There is a very simple rule of thumb for these physics engines: the faster it can count, the more realistic the resulting predictions. Without sufficient speed, the simulation will appear slow and its predicted behaviors will appear unrealistic. That is the reason why only modern high-end computers are used with our simulators, and it’s also the reason why we use our own proprietary physics engine, designed to be extremely efficient for exactly this type of medical simulation, and capable of performing many millions of collision calculations per second. Everything to provide you, the end user, with the world’s most realistic endovascular simulator.
It’s amazing how fast things change. Only a few years ago a whole room of high-end computers would have been needed for this type of simulation. The development of parallel multi-core computing plays a large part in this. Computers with up to 16 processor cores are commonly commercially available today, and it’s been estimated that within five year’s time they will feature as many as 128 cores.
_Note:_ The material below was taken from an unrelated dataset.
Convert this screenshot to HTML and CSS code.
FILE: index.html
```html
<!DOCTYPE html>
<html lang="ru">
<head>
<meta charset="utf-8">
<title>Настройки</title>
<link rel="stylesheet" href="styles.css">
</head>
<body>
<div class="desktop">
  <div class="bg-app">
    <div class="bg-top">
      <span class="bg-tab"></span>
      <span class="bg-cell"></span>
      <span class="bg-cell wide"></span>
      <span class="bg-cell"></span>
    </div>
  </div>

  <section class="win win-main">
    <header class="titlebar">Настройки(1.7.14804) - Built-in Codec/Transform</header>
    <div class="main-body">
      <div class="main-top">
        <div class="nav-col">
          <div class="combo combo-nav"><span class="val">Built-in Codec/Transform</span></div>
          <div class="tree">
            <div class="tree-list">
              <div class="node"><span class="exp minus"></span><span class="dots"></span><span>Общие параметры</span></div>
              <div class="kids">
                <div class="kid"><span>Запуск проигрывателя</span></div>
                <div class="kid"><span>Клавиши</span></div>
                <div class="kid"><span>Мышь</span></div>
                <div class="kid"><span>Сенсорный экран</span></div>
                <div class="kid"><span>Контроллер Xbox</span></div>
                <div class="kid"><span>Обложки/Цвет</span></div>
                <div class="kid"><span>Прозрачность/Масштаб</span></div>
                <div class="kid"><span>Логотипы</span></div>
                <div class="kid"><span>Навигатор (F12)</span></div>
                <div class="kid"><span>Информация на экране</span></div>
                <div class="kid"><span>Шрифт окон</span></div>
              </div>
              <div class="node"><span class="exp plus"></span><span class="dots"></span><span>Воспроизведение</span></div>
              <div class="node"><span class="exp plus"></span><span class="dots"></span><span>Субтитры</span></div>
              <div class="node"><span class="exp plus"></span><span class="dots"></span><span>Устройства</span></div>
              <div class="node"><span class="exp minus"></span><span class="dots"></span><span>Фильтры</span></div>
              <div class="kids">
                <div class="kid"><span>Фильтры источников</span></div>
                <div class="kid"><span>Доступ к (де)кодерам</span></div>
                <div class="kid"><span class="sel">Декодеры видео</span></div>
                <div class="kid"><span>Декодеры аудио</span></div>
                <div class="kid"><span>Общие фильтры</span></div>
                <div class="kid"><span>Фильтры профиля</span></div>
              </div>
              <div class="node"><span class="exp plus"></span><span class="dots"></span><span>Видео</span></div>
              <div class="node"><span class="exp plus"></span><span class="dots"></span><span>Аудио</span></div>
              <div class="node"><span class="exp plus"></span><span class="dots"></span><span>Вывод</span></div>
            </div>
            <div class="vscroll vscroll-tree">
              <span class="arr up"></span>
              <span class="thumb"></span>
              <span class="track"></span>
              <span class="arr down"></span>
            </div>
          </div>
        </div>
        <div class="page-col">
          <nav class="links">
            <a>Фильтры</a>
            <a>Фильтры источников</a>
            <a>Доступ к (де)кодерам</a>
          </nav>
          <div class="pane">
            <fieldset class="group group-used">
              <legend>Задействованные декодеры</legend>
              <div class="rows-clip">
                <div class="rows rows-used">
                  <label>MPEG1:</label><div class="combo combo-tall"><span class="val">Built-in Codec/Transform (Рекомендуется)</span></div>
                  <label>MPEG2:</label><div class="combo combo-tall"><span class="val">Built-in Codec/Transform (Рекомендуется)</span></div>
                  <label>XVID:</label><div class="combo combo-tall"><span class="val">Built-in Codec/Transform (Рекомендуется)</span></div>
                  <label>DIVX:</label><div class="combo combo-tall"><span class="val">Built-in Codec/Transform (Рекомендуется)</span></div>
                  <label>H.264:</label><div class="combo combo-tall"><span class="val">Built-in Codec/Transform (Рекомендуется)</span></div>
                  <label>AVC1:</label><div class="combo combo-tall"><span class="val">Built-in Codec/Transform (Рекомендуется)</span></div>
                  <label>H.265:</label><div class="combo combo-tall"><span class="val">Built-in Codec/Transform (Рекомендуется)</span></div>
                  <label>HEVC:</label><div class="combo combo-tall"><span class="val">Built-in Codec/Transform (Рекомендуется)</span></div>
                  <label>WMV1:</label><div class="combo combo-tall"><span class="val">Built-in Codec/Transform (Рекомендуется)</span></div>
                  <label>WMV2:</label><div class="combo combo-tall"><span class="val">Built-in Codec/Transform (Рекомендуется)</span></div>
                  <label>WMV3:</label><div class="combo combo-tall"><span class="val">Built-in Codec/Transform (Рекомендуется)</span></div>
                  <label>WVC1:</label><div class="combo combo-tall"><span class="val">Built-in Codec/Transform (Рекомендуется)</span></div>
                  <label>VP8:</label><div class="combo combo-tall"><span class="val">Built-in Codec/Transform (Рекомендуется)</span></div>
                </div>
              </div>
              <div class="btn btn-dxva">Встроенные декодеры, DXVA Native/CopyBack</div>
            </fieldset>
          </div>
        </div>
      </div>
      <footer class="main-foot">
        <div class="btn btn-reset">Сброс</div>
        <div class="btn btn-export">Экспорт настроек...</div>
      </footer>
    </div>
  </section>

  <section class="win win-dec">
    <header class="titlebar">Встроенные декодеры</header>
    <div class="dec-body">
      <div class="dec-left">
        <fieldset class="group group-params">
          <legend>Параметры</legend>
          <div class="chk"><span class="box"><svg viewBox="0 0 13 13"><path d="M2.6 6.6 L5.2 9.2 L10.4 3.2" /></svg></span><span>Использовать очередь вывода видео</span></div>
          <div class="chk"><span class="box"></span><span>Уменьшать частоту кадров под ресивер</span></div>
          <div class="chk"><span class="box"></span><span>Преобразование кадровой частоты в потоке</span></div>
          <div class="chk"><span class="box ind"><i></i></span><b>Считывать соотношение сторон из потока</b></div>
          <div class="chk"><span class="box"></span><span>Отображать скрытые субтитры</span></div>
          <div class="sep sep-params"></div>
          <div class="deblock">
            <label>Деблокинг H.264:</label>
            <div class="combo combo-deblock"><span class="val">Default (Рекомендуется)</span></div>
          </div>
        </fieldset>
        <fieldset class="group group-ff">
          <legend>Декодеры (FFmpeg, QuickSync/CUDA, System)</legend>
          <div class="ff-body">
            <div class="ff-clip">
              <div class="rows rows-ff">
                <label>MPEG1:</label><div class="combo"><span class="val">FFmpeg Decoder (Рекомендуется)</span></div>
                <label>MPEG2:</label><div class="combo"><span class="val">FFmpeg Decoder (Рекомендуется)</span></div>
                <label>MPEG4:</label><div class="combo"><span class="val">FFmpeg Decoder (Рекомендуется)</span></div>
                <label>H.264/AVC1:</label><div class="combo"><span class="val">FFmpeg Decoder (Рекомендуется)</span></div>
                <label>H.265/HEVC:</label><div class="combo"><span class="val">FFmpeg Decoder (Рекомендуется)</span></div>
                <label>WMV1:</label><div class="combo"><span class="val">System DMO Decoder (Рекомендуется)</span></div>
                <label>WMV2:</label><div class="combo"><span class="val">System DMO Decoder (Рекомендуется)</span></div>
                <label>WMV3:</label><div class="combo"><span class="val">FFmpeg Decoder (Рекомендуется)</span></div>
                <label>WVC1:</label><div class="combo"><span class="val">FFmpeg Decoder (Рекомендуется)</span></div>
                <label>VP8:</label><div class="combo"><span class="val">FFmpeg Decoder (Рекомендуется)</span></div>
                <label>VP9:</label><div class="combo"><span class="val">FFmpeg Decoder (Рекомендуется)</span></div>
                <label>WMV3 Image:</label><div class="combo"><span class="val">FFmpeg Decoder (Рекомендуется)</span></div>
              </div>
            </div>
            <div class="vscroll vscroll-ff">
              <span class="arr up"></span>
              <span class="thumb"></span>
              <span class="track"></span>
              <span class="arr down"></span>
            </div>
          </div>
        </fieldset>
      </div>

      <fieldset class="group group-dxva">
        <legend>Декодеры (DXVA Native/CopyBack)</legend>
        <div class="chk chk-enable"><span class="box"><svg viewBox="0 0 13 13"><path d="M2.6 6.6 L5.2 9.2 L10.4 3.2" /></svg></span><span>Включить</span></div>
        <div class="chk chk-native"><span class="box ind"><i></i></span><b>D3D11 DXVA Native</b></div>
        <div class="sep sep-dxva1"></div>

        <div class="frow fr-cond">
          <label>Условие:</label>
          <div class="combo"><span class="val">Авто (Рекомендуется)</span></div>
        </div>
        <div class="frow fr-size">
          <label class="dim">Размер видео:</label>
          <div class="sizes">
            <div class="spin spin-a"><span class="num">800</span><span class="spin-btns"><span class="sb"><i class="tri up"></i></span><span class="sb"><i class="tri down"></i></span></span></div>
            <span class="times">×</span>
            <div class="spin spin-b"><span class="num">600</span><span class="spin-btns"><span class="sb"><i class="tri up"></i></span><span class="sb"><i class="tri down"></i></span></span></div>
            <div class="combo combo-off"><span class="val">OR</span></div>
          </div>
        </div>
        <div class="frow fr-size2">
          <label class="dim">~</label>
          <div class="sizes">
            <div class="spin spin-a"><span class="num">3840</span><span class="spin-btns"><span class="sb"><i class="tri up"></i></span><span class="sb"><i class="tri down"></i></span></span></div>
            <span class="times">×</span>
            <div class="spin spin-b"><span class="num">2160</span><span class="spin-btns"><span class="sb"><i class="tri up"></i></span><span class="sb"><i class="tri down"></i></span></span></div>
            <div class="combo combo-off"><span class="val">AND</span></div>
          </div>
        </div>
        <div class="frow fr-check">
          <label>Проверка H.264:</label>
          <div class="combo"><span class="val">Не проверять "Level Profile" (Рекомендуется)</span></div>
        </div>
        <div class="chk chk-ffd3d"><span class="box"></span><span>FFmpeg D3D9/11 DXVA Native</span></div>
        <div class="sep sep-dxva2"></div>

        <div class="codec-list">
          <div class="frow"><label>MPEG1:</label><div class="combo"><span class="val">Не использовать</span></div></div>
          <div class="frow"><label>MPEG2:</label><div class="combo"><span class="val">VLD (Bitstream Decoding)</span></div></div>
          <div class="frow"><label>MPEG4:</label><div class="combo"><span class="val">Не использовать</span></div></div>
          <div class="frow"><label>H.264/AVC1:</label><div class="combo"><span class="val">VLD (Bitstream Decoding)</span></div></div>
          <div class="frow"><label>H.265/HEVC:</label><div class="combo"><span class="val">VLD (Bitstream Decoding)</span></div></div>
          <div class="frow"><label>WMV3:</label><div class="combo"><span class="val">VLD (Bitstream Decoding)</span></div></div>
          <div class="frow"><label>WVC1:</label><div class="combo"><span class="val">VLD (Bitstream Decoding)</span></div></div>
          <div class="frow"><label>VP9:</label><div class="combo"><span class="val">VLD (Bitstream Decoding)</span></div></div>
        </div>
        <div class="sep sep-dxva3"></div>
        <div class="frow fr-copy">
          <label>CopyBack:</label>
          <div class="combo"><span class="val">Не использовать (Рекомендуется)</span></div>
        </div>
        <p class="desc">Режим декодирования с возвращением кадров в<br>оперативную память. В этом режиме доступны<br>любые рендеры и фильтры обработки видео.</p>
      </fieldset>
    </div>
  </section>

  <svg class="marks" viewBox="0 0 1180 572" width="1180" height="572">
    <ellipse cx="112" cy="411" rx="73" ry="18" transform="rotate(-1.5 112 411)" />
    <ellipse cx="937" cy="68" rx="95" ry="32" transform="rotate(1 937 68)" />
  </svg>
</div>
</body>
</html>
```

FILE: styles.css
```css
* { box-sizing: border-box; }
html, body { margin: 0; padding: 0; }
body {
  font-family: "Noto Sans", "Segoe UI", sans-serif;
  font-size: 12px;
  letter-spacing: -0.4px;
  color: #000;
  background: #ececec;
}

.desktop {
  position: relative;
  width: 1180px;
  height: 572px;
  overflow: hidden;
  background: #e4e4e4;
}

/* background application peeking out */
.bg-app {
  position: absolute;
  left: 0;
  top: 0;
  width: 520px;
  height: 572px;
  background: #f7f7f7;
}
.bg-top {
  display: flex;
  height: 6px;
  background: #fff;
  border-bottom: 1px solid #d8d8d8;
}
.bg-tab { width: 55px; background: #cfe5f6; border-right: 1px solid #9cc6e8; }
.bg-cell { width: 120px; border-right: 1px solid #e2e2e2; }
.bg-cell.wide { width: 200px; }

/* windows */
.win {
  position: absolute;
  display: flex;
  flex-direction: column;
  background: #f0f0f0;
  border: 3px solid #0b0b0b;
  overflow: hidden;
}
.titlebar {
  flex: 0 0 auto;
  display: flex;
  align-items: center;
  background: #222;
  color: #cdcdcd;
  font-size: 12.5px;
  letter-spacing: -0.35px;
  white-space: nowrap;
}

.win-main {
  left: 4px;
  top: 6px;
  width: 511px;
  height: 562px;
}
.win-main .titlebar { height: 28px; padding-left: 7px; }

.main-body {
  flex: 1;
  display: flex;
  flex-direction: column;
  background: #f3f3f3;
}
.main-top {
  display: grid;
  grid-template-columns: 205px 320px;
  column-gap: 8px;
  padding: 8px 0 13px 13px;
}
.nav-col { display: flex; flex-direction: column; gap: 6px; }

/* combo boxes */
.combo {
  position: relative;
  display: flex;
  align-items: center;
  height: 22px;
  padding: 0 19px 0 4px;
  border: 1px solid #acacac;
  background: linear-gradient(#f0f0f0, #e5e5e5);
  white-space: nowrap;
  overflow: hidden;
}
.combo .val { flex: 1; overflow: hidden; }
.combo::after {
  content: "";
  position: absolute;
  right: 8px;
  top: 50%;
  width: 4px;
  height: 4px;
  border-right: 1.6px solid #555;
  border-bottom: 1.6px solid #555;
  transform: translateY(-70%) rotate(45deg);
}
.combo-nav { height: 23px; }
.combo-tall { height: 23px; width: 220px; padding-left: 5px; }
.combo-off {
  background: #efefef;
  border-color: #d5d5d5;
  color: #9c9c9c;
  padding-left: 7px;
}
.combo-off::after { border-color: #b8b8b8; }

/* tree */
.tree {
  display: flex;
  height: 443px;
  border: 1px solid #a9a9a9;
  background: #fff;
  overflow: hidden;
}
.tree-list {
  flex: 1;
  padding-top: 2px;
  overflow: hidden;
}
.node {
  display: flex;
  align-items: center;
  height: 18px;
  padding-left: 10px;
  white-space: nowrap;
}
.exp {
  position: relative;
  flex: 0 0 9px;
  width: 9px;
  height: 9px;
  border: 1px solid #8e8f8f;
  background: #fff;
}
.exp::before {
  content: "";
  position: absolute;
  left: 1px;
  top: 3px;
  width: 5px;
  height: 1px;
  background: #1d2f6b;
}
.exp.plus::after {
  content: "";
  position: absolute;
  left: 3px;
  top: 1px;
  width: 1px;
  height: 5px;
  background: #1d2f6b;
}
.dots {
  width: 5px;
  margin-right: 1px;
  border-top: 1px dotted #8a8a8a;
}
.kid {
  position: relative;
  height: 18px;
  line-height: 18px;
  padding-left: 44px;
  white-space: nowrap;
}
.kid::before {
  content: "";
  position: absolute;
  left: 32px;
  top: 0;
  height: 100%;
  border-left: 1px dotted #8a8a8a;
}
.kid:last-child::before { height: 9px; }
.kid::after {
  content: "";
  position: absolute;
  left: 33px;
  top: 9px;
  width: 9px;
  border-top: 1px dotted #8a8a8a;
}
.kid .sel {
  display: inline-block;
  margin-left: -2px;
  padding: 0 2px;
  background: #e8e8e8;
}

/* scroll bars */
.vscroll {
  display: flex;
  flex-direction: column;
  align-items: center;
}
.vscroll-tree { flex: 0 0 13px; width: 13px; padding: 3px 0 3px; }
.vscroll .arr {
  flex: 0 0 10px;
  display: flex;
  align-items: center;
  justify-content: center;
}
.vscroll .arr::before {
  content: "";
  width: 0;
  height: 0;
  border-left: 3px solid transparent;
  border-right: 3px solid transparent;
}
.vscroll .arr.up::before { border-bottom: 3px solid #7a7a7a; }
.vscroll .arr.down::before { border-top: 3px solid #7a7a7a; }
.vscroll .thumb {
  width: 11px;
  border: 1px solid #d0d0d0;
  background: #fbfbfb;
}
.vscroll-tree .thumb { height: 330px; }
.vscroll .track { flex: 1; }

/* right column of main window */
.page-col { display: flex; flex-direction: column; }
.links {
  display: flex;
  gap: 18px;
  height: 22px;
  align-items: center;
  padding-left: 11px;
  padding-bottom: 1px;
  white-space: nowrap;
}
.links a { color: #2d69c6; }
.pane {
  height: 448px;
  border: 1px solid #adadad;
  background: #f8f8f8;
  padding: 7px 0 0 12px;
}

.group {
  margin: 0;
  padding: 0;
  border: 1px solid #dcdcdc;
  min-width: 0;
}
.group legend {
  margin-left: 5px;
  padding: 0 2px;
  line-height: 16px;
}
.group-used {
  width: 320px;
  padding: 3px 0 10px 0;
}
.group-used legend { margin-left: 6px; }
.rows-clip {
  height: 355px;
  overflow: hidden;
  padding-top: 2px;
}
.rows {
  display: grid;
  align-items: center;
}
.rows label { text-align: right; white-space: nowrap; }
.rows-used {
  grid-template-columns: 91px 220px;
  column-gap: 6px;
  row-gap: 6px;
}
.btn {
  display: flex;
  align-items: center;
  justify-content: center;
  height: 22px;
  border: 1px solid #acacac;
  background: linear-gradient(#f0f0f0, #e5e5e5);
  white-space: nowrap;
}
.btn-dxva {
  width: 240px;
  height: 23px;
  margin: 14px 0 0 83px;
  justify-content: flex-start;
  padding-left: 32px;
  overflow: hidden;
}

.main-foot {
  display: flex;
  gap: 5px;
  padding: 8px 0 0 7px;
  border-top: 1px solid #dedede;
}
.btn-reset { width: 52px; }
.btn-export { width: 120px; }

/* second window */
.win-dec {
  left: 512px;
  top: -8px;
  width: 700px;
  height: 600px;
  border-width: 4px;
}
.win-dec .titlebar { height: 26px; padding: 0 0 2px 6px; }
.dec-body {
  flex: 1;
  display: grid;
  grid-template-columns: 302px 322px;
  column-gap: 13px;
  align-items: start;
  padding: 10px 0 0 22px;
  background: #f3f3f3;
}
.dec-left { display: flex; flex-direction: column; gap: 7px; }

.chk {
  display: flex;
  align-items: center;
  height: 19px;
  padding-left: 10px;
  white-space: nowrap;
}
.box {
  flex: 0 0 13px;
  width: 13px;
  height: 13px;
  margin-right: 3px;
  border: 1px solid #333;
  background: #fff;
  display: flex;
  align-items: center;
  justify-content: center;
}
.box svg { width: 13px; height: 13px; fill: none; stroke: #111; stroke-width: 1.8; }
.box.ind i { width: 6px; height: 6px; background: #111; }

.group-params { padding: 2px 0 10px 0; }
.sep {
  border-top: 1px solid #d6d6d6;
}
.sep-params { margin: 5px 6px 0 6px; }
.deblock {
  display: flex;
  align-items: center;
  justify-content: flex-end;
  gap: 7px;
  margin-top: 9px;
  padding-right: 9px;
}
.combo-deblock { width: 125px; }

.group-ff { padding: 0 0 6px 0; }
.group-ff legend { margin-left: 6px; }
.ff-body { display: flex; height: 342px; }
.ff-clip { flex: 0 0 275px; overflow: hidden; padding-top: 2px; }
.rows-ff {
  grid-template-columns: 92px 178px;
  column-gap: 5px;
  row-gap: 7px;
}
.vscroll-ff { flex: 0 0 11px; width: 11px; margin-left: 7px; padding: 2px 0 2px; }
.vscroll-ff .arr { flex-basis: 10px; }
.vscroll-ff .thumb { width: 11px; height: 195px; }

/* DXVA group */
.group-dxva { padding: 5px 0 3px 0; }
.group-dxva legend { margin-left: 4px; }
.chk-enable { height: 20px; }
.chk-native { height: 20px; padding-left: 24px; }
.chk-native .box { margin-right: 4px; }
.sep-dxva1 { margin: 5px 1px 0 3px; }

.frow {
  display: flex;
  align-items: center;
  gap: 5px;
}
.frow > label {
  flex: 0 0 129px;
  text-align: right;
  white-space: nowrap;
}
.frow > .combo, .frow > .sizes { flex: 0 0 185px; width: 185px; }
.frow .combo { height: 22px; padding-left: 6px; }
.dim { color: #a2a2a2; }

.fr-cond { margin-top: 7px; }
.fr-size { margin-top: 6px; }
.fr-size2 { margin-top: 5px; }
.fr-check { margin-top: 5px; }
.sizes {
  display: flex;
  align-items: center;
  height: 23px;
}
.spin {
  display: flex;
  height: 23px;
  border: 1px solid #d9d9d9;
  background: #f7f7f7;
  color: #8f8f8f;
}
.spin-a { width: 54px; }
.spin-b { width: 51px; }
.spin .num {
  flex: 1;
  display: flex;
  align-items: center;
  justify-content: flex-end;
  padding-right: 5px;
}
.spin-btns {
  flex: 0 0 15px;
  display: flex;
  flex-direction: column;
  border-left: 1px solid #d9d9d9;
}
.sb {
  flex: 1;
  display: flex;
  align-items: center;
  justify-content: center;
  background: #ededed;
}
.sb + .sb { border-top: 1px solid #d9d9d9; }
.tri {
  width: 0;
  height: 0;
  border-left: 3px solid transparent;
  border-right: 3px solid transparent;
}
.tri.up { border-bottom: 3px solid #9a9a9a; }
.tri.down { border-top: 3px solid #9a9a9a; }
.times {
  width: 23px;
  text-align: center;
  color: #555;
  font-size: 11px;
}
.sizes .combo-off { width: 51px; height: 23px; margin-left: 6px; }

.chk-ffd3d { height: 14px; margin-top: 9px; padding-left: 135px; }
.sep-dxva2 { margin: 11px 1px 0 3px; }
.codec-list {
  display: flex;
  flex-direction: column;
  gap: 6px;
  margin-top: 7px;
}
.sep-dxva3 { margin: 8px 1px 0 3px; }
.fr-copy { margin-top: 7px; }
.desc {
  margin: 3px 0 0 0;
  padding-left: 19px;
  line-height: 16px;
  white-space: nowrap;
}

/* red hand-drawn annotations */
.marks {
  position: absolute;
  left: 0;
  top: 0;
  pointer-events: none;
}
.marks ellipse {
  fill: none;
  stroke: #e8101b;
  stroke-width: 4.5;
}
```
As a result, endovascular simulation training gets more and more realistic by the day. Currently our simulators are able to use up to 32 cores, and can even simulate multiple clinical devices used in parallel and how they in turn will interact with each other, e.g. in the case of an EVAR procedure when the contralateral gate is being cannulated, or predict how the vessels themselves might react, such as when straightening out loops in the radial artery.
The model of the patient is also becoming better. Nowadays we have the possibility to create patient-specific virtual anatomies within a matter of minutes and with higher accuracy than ever before. Eric Topol in his recent book, “The Creative Destruction of Medicine”, dedicates an entire chapter to the advances of medical imaging and calls this development the “virtualization of the real world”. But as the models improve and get easier to import into the virtual world, won’t the full physics engine and its prediction of what results you can expect when working on these models need to improve as well? Long before the rise of the internet and multi-core computers, David Gelernter wrote in his book “Mirror Worlds” that in the future “You will look into a computer screen and see the real world”. But how real would such a world seem if it didn’t also behave in the way we expected? Surely, filling in the “gap” between all the new available information in the best way possible will become increasing important. This is really where the fundamental benefit of using full physics simulation lies; in contrast to other alternatives it will only continue to improve as technology progresses, and offer an ever more realistic and valuable training experience to medical students, residents, and physicians.